— Task description —
Quote all of the data that follows exactly as written, skipping the images.

-------- Collected data --------

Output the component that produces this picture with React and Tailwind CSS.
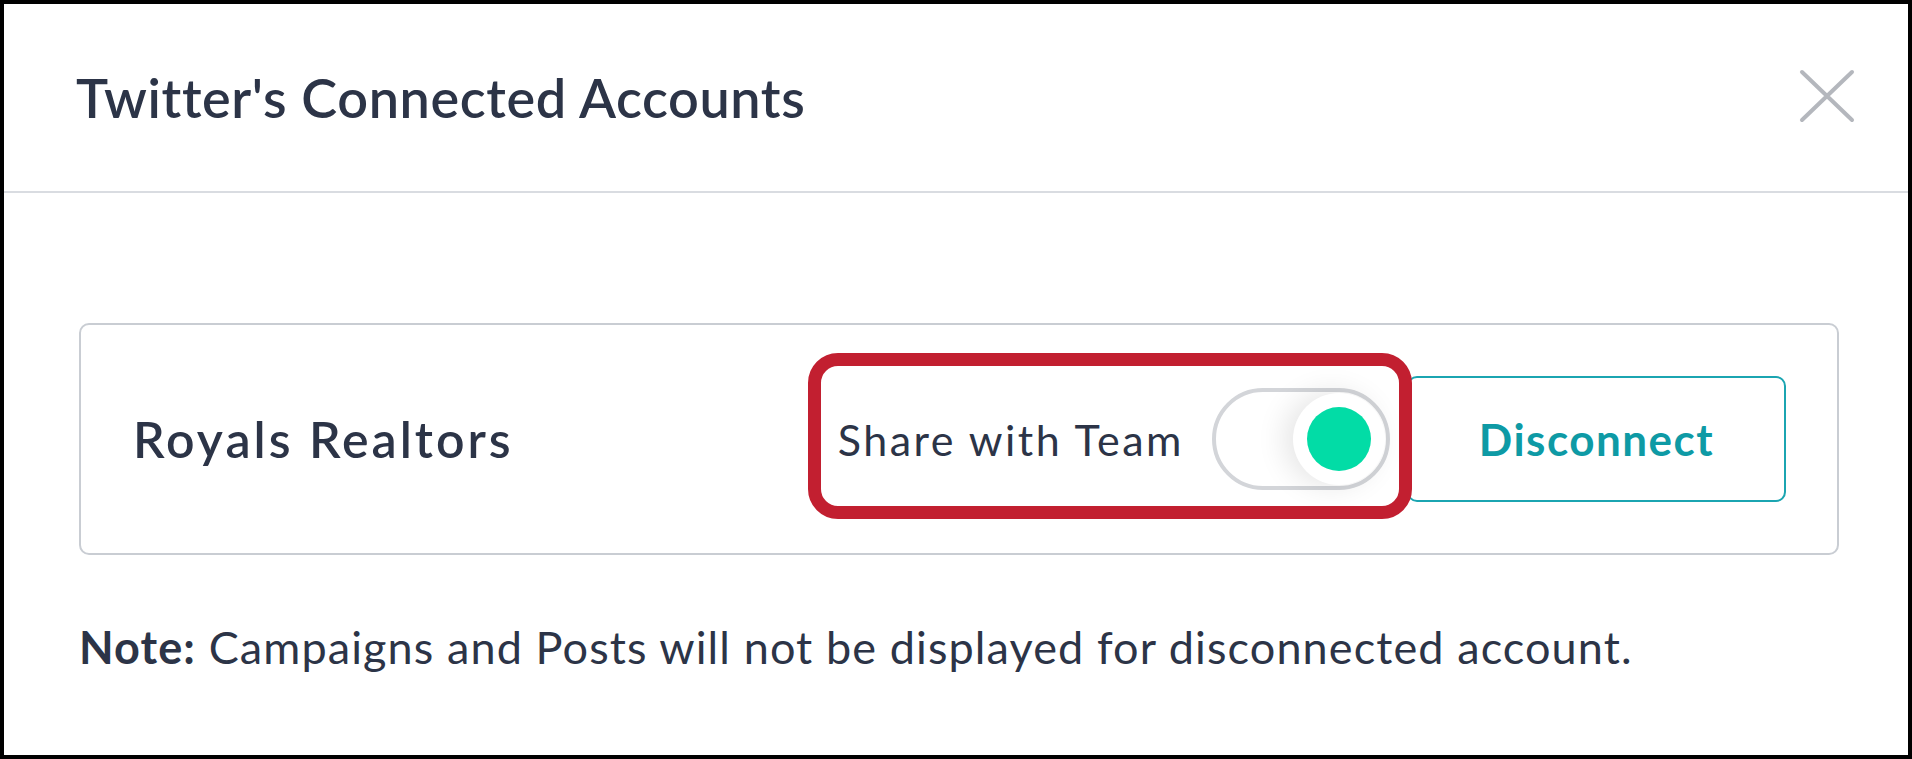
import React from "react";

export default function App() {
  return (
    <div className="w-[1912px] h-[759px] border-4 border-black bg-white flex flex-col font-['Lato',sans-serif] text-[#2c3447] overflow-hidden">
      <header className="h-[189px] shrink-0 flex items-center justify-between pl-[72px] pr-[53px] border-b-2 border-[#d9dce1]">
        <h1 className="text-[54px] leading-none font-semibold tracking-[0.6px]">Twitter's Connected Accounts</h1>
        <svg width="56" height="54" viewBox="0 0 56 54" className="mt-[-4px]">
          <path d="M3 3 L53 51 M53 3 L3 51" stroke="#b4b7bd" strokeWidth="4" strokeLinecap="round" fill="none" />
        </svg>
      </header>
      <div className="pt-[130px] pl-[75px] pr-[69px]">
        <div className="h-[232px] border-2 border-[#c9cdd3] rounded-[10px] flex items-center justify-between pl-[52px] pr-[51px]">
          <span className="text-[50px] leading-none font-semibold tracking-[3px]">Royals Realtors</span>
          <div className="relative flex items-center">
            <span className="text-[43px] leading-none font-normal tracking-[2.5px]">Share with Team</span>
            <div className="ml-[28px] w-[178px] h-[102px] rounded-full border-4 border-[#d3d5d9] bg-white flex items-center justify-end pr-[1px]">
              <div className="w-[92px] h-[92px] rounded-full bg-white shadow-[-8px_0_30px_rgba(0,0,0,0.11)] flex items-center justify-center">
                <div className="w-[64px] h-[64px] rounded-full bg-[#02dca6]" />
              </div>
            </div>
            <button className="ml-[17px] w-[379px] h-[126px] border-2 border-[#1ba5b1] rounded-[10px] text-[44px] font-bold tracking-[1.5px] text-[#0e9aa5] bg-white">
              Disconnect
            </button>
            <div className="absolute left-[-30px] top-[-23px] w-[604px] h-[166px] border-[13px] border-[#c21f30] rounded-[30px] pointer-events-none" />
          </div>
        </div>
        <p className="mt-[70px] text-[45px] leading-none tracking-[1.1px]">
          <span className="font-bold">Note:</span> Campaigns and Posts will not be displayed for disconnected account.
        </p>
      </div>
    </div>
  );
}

--------

— Solved problem —
Output the component that produces this picture with React and Tailwind CSS.
import React from "react";

export default function App() {
  return (
    <div className="w-[1912px] h-[759px] border-4 border-black bg-white flex flex-col font-['Lato',sans-serif] text-[#2c3447] overflow-hidden">
      <header className="h-[189px] shrink-0 flex items-center justify-between pl-[72px] pr-[53px] border-b-2 border-[#d9dce1]">
        <h1 className="text-[54px] leading-none font-semibold tracking-[0.6px]">Twitter's Connected Accounts</h1>
        <svg width="56" height="54" viewBox="0 0 56 54" className="mt-[-4px]">
          <path d="M3 3 L53 51 M53 3 L3 51" stroke="#b4b7bd" strokeWidth="4" strokeLinecap="round" fill="none" />
        </svg>
      </header>
      <div className="pt-[130px] pl-[75px] pr-[69px]">
        <div className="h-[232px] border-2 border-[#c9cdd3] rounded-[10px] flex items-center justify-between pl-[52px] pr-[51px]">
          <span className="text-[50px] leading-none font-semibold tracking-[3px]">Royals Realtors</span>
          <div className="relative flex items-center">
            <span className="text-[43px] leading-none font-normal tracking-[2.5px]">Share with Team</span>
            <div className="ml-[28px] w-[178px] h-[102px] rounded-full border-4 border-[#d3d5d9] bg-white flex items-center justify-end pr-[1px]">
              <div className="w-[92px] h-[92px] rounded-full bg-white shadow-[-8px_0_30px_rgba(0,0,0,0.11)] flex items-center justify-center">
                <div className="w-[64px] h-[64px] rounded-full bg-[#02dca6]" />
              </div>
            </div>
            <button className="ml-[17px] w-[379px] h-[126px] border-2 border-[#1ba5b1] rounded-[10px] text-[44px] font-bold tracking-[1.5px] text-[#0e9aa5] bg-white">
              Disconnect
            </button>
            <div className="absolute left-[-30px] top-[-23px] w-[604px] h-[166px] border-[13px] border-[#c21f30] rounded-[30px] pointer-events-none" />
          </div>
        </div>
        <p className="mt-[70px] text-[45px] leading-none tracking-[1.1px]">
          <span className="font-bold">Note:</span> Campaigns and Posts will not be displayed for disconnected account.
        </p>
      </div>
    </div>
  );
}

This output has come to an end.